- [Your task] Retype, word for word, the lines between the ones holding "What React, TypeScript" and "mt-[64px] text-[48px] leading-none", inclusive; pictures stay out of the copy.

(Rows from a dataset of pages and code)
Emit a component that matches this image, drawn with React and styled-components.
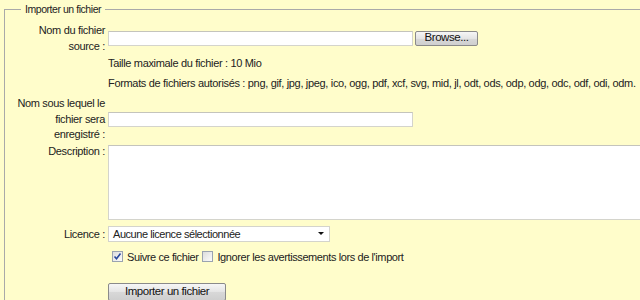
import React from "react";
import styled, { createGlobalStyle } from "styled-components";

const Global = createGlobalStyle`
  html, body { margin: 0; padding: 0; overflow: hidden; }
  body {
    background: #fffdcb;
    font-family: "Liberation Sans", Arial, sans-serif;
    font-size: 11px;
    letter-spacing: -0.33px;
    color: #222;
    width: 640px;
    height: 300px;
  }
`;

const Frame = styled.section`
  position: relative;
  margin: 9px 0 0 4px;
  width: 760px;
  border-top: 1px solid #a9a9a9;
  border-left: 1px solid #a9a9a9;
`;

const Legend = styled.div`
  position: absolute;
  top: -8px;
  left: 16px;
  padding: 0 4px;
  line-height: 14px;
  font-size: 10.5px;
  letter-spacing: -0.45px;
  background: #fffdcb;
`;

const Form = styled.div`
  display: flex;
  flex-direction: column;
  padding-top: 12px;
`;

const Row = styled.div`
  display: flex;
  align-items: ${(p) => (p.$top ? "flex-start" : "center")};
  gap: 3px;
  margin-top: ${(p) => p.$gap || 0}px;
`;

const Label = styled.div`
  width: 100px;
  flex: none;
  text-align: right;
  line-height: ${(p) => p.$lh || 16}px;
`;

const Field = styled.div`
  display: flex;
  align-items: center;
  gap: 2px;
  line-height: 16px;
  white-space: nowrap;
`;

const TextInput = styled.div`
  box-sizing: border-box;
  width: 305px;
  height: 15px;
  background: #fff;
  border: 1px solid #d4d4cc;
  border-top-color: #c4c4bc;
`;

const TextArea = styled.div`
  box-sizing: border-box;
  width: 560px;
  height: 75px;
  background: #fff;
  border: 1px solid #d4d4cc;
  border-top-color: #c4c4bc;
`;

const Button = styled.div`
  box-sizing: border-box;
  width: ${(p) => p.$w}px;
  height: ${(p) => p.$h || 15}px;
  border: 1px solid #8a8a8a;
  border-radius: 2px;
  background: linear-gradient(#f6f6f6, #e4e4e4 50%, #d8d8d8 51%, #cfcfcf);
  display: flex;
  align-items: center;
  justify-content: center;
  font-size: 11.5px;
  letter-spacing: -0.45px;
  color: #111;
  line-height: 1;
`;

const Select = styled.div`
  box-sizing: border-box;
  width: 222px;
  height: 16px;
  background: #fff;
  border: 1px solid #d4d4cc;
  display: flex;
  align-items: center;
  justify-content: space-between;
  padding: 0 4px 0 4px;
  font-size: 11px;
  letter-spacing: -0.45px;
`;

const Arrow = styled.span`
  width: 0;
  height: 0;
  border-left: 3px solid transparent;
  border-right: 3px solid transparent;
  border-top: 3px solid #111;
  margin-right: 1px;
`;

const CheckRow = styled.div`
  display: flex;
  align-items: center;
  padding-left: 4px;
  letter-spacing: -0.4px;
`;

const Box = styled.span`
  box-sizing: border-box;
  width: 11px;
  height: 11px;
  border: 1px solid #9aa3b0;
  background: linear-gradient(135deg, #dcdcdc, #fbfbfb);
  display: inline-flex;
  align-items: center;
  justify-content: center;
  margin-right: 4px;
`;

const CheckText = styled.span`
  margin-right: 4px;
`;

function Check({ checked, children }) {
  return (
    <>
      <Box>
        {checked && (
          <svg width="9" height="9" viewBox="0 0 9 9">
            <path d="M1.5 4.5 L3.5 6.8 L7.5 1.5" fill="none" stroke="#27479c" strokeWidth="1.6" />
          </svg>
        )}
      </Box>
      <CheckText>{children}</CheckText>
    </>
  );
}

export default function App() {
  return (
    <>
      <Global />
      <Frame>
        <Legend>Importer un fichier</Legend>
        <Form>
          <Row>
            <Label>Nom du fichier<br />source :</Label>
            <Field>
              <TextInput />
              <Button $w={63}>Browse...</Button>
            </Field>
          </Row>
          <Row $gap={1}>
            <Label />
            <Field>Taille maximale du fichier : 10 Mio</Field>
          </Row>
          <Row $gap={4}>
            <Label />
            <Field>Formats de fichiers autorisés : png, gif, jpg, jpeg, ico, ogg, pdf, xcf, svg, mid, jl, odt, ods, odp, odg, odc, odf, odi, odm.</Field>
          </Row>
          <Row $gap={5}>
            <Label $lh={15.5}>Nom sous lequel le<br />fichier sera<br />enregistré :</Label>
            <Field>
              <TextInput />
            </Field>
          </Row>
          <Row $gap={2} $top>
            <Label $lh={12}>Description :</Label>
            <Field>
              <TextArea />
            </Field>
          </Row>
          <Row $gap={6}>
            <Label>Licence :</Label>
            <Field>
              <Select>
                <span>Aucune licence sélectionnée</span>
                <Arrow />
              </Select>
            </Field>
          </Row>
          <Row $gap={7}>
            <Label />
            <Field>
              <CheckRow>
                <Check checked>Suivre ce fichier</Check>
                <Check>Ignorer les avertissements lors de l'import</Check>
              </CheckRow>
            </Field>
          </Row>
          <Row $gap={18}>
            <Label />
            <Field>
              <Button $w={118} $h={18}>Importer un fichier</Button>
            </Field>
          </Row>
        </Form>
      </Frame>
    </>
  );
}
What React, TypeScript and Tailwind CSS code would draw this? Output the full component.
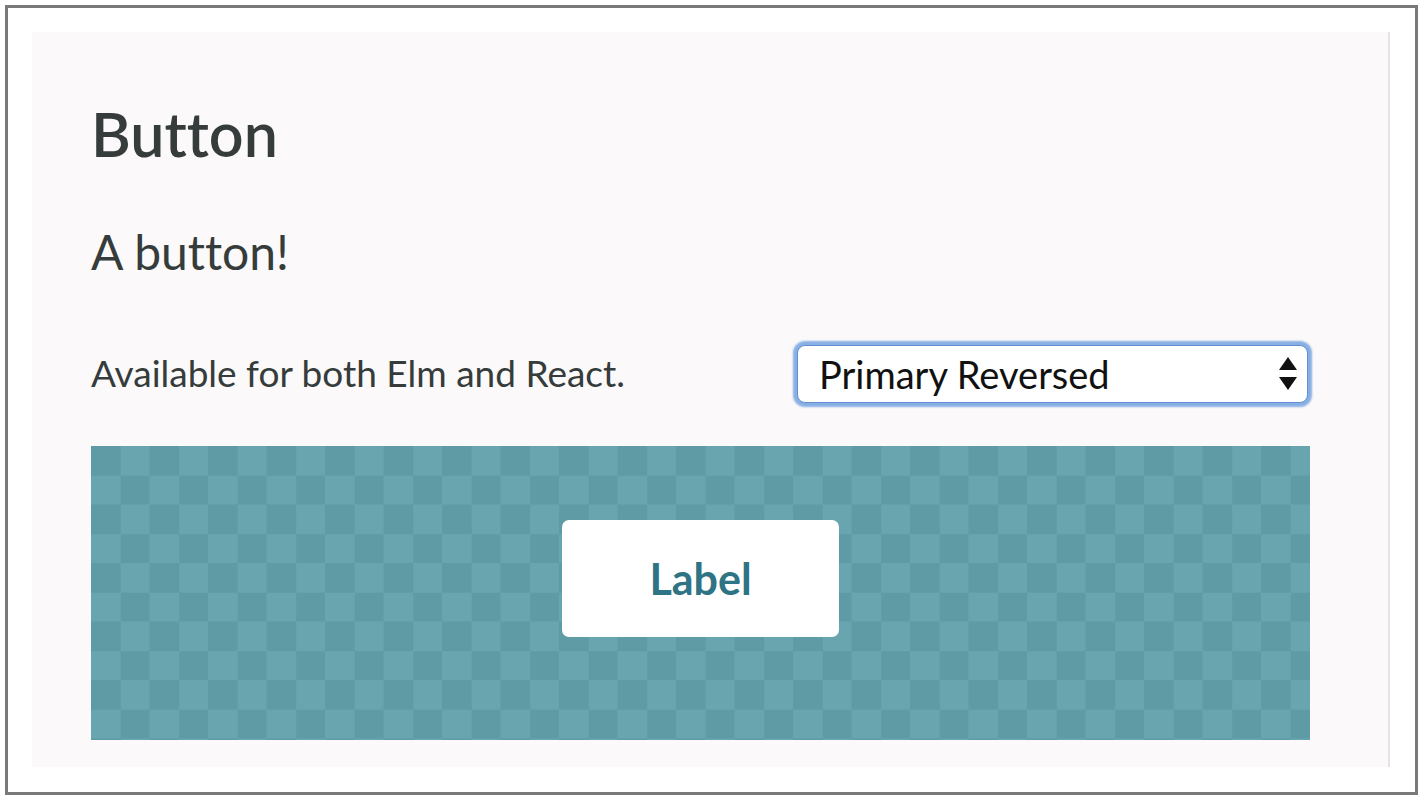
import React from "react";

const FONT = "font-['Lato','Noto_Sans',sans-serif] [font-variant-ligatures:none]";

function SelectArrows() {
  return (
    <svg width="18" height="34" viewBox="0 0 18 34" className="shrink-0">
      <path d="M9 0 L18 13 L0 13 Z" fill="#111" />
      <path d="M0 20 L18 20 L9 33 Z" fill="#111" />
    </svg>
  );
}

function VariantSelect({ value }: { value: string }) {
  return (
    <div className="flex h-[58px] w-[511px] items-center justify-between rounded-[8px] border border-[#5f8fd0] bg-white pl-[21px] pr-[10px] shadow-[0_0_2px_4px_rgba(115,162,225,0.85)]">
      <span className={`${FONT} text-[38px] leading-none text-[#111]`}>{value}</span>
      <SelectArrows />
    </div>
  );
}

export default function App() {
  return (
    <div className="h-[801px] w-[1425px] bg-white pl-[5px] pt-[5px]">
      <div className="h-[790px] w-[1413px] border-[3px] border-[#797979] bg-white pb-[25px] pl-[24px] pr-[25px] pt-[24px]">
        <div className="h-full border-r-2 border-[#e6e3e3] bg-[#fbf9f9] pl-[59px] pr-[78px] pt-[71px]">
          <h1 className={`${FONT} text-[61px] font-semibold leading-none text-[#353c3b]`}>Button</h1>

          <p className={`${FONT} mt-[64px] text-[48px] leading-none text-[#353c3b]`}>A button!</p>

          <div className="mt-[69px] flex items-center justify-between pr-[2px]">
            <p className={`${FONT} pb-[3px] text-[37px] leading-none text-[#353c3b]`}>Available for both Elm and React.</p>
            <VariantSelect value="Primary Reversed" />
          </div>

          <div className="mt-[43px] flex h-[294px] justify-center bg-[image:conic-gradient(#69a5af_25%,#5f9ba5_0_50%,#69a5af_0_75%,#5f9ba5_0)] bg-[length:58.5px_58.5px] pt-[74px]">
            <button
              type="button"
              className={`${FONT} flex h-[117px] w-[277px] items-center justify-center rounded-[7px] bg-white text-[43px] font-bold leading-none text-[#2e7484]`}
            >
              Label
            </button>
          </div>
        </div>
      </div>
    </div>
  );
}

- [Task output]
What React, TypeScript and Tailwind CSS code would draw this? Output the full component.
import React from "react";

const FONT = "font-['Lato','Noto_Sans',sans-serif] [font-variant-ligatures:none]";

function SelectArrows() {
  return (
    <svg width="18" height="34" viewBox="0 0 18 34" className="shrink-0">
      <path d="M9 0 L18 13 L0 13 Z" fill="#111" />
      <path d="M0 20 L18 20 L9 33 Z" fill="#111" />
    </svg>
  );
}

function VariantSelect({ value }: { value: string }) {
  return (
    <div className="flex h-[58px] w-[511px] items-center justify-between rounded-[8px] border border-[#5f8fd0] bg-white pl-[21px] pr-[10px] shadow-[0_0_2px_4px_rgba(115,162,225,0.85)]">
      <span className={`${FONT} text-[38px] leading-none text-[#111]`}>{value}</span>
      <SelectArrows />
    </div>
  );
}

export default function App() {
  return (
    <div className="h-[801px] w-[1425px] bg-white pl-[5px] pt-[5px]">
      <div className="h-[790px] w-[1413px] border-[3px] border-[#797979] bg-white pb-[25px] pl-[24px] pr-[25px] pt-[24px]">
        <div className="h-full border-r-2 border-[#e6e3e3] bg-[#fbf9f9] pl-[59px] pr-[78px] pt-[71px]">
          <h1 className={`${FONT} text-[61px] font-semibold leading-none text-[#353c3b]`}>Button</h1>

          <p className={`${FONT} mt-[64px] text-[48px] leading-none text-[#353c3b]`}>A button!</p>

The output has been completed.